Samaritans Encyclopedia

The Samaritans. The origin of the Samaritans is inseparably linked from the captivity of Israel, the ten northern tribes (2 Kings 17:7-41). Because the children of Israel had sinned, God cast them out of their land. They were taken captive by the king of Assyria and settled in various places, and they have not yet been restored to their land. Instead, "the king of Assyria brought people from Babylon, and from Cuthah, and from Avva, and from Hamath, and from Sepharvaim, and made them dwell in the cities of Samaria instead of the children of Israel; and they possessed Samaria, and dwelt in its cities" (2 Kings 17:24). At the beginning they did not know Jehovah at all, and He sent lions among them to teach them to fear Him.

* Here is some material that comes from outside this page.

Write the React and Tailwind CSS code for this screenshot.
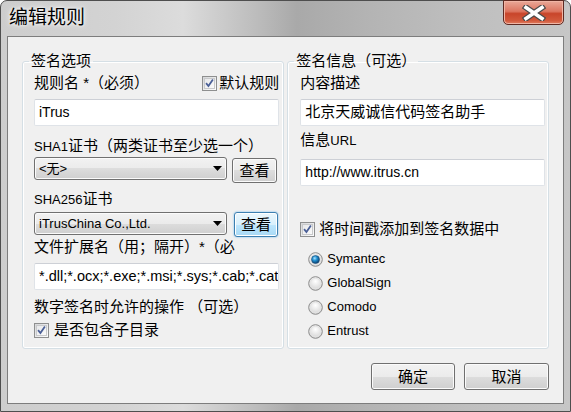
import React from 'react';
import clsx from 'clsx';

const FONT = "font-['Liberation_Sans','Noto_Sans_CJK_SC',sans-serif]";

const Button = ({ children, focused, className }) => (
    <div
        className={clsx(
            "flex items-center justify-center rounded-[3px] border text-[15px] leading-none text-black",
            focused
                ? "border-[#3c7fb1] bg-[linear-gradient(#eaf6fd,#d9f0fc_50%,#bee6fd_50%,#a7d9f5)] shadow-[inset_0_0_0_1px_#ffffff,0_0_2px_#62b6ee]"
                : "border-[#707070] bg-[linear-gradient(#f2f2f2,#ebebeb_50%,#dddddd_50%,#cfcfcf)] shadow-[inset_0_0_0_1px_#fbfbfb]",
            className
        )}
    >
        {children}
    </div>
);

const Combo = ({ value }) => (
    <div className="flex h-[23px] w-[193px] items-center rounded-[3px] border border-[#707070] bg-[linear-gradient(#f2f2f2,#ebebeb_50%,#dddddd_50%,#cfcfcf)] pl-[4px] pr-[4px] text-[13px] shadow-[inset_0_0_0_1px_#fbfbfb]">
        <span className="flex-1 truncate">{value}</span>
        <svg width="9" height="5" viewBox="0 0 9 5">
            <path d="M0 0h9L4.5 5z" fill="#000" />
        </svg>
    </div>
);

const TextBox = ({ children, className }) => (
    <div
        className={clsx(
            "flex h-[27px] items-center overflow-hidden whitespace-nowrap rounded-[2px] border border-[#dfe3e8] border-t-[#cdd0d6] bg-white pl-[4px]",
            className
        )}
    >
        {children}
    </div>
);

const Check = () => (
    <div className="flex h-[15px] w-[15px] shrink-0 items-center justify-center border border-[#8e8f8f] bg-[linear-gradient(135deg,#d6d7d9,#fdfdfd)] p-[1px]">
        <div className="flex h-full w-full items-center justify-center border border-[#c8c9cb] bg-[linear-gradient(135deg,#e8e9eb,#fafafa)]">
            <svg width="10" height="10" viewBox="0 0 10 10">
                <path d="M1.2 5.2L3.8 8.3L8.8 1.2" stroke="#4a5f97" strokeWidth="2" fill="none" />
            </svg>
        </div>
    </div>
);

const Radio = ({ checked }) => (
    <svg width="15" height="15" viewBox="0 0 15 15" className="shrink-0">
        <defs>
            <radialGradient id="rgray" cx="50%" cy="35%" r="65%">
                <stop offset="0%" stopColor="#ffffff" />
                <stop offset="100%" stopColor="#d2d2d2" />
            </radialGradient>
            <radialGradient id="rblue" cx="40%" cy="35%" r="65%">
                <stop offset="0%" stopColor="#aee3ff" />
                <stop offset="45%" stopColor="#1f8fd0" />
                <stop offset="100%" stopColor="#0b3f6e" />
            </radialGradient>
        </defs>
        <circle cx="7.5" cy="7.5" r="6.8" fill="url(#rgray)" stroke="#8c8c8c" strokeWidth="1" />
        <circle cx="7.5" cy="7.5" r="5.3" fill="none" stroke="#e4e4e4" strokeWidth="1" />
        {checked && <circle cx="7.5" cy="7.5" r="4" fill="url(#rblue)" stroke="#1b4e7a" strokeWidth="0.6" />}
    </svg>
);

const Group = ({ title, children, className, legendClass }) => (
    <fieldset className={clsx("h-[297px] rounded-[3px] border border-[#d5dfe5] shadow-[inset_0_0_0_1px_#ffffff]", className)}>
        <legend className={clsx("px-[2px] text-[15px] leading-[18px]", legendClass)}>{title}</legend>
        {children}
    </fieldset>
);

const Label = ({ children, className }) => (
    <div className={clsx("h-[18px] whitespace-nowrap text-[15px] leading-[18px]", className)}>{children}</div>
);

export default function App() {
    return (
        <div className={clsx("h-[412px] w-[571px] bg-white text-black", FONT)}>
            <div className="relative flex h-full flex-col rounded-t-[7px] border border-[#4e4e4e] bg-[linear-gradient(90deg,#cdcdcd_0%,#d3d3d3_20%,#dcdcdc_32%,#bcbcbc_45%,#a9a9a9_52%,#b4b4b4_65%,#bfbfbf_82%,#c6c6c6_100%)]">
                <div className="flex h-[35px] items-center pl-[8px] text-[19px] [text-shadow:0_0_6px_#ffffff,0_0_3px_#ffffff]">
                    编辑规则
                </div>

                {/* close button */}
                <div className="absolute right-[6px] top-[-1px] flex h-[25px] w-[61px] items-center justify-center rounded-b-[5px] border border-[#5f2a22] bg-[linear-gradient(#e9a898,#dc7560_45%,#c8452a_55%,#d2593c_85%,#e07e60)] shadow-[inset_0_0_0_1px_#f0b5a5]">
                    <svg width="26" height="16" viewBox="0 0 26 16">
                        <path d="M5 2.5L21 13.5M21 2.5L5 13.5" stroke="#4a4a4a" strokeWidth="6" strokeLinecap="square" />
                        <path d="M5 2.5L21 13.5M21 2.5L5 13.5" stroke="#ffffff" strokeWidth="3.6" strokeLinecap="square" />
                    </svg>
                </div>

                <div className="mx-[6px] mb-[7px] flex flex-1 flex-col border border-[#7d7d7d] bg-[#f0f0f0] px-[14px] pt-[15px]">
                    <div className="flex gap-[3px]">
                        <Group title="签名选项" className="w-[262px] pl-[11px] pr-[4px]" legendClass="-ml-[5px]">
                            <div className="flex h-[26px] items-center justify-between">
                                <span className="text-[15px]">规则名 *（必须）</span>
                                <div className="flex items-center gap-[2px]">
                                    <Check />
                                    <span className="text-[15px]">默认规则</span>
                                </div>
                            </div>
                            <TextBox className="mt-[3px] text-[14px]">iTrus</TextBox>
                            <Label className="mt-[11px]">
                                <span className="text-[13px]">SHA1</span>证书（两类证书至少选一个）
                            </Label>
                            <div className="mt-[2px] flex items-start gap-[5px]">
                                <Combo value="<无>" />
                                <Button className="mt-[1px] h-[25px] w-[45px]">查看</Button>
                            </div>
                            <Label className="mt-[7px]">
                                <span className="text-[13px]">SHA256</span>证书
                            </Label>
                            <div className="mt-[4px] flex items-start gap-[7px]">
                                <Combo value="iTrusChina Co.,Ltd." />
                                <Button focused className="h-[25px] w-[44px]">查看</Button>
                            </div>
                            <Label className="mt-[1px] overflow-hidden">文件扩展名（用；隔开）*（必</Label>
                            <TextBox className="mt-[7px] text-[14.5px]">*.dll;*.ocx;*.exe;*.msi;*.sys;*.cab;*.cat</TextBox>
                            <Label className="mt-[8px]">数字签名时允许的操作 （可选）</Label>
                            <div className="mt-[6px] flex h-[16px] items-center gap-[5px]">
                                <Check />
                                <span className="text-[15px]">是否包含子目录</span>
                            </div>
                        </Group>

                        <Group title="签名信息（可选）" className="w-[262px] pl-[12px] pr-[3px]" legendClass="-ml-[6px]">
                            <div className="flex h-[26px] items-center text-[15px]">内容描述</div>
                            <TextBox className="mt-[3px] text-[15px]">北京天威诚信代码签名助手</TextBox>
                            <Label className="mt-[5px]">
                                信息<span className="text-[13px]">URL</span>
                            </Label>
                            <TextBox className="mt-[10px] text-[14px]">http://www.itrus.cn</TextBox>
                            <div className="mt-[35px] flex h-[16px] items-center gap-[4px]">
                                <Check />
                                <span className="text-[15px]">将时间戳添加到签名数据中</span>
                            </div>
                            <div className="mt-[10px] flex flex-col pl-[8px]">
                                {[
                                    ['Symantec', true],
                                    ['GlobalSign', false],
                                    ['Comodo', false],
                                    ['Entrust', false],
                                ].map(([name, on]) => (
                                    <div key={name} className="flex h-[24px] items-center gap-[4px] text-[13px]">
                                        <Radio checked={on} />
                                        <span>{name}</span>
                                    </div>
                                ))}
                            </div>
                        </Group>
                    </div>

                    <div className="mt-[14px] flex justify-end gap-[9px]">
                        <Button className="h-[27px] w-[84px]">确定</Button>
                        <Button className="h-[27px] w-[85px]">取消</Button>
                    </div>
                </div>
            </div>
        </div>
    );
}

God allowed the Samaritans to remain in His land as stewards of the land, not because they were better than Israel, but because He did not want the land to fall back under the curse of idolatry as it had under the reign of the Amorites. The Samaritans understood that to remain in the land required them to acknowledge Jehovah. But not knowing Jehovah, the Samaritans appealed to the king of Assyria, who sent one of the priests back to the northern part of the land to teach the Samaritans "the manner of the god of that land". The result was that they feared Jehovah in an outward way, but also served other gods. The Samaritans had a version of the Pentateuch, but they worshiped in Mount Gerizim rather than at Jerusalem. The restored captives of Judah deeply despised the Samaritans and had no relationship with them (John 4:9) because the Samaritans were not true Jews. Yet, in their religious pride, the Jews did far worst than that, and said to their Messiah, “Thou art a Samaritan!” (John 8:48). They religiously judged other men meanwhile they themselves were far worse. In doing that they were judging God! The Lord Jesus fulfilled the type of Joseph as a fruitful branch reaching over the wall of separation when He visited the town of Sychar in Samaria (John 4). Several years later Philip brought the gospel there to the cities, towns, and villages of Samaria, and the result was a tremendous harvest of souls (Acts 8).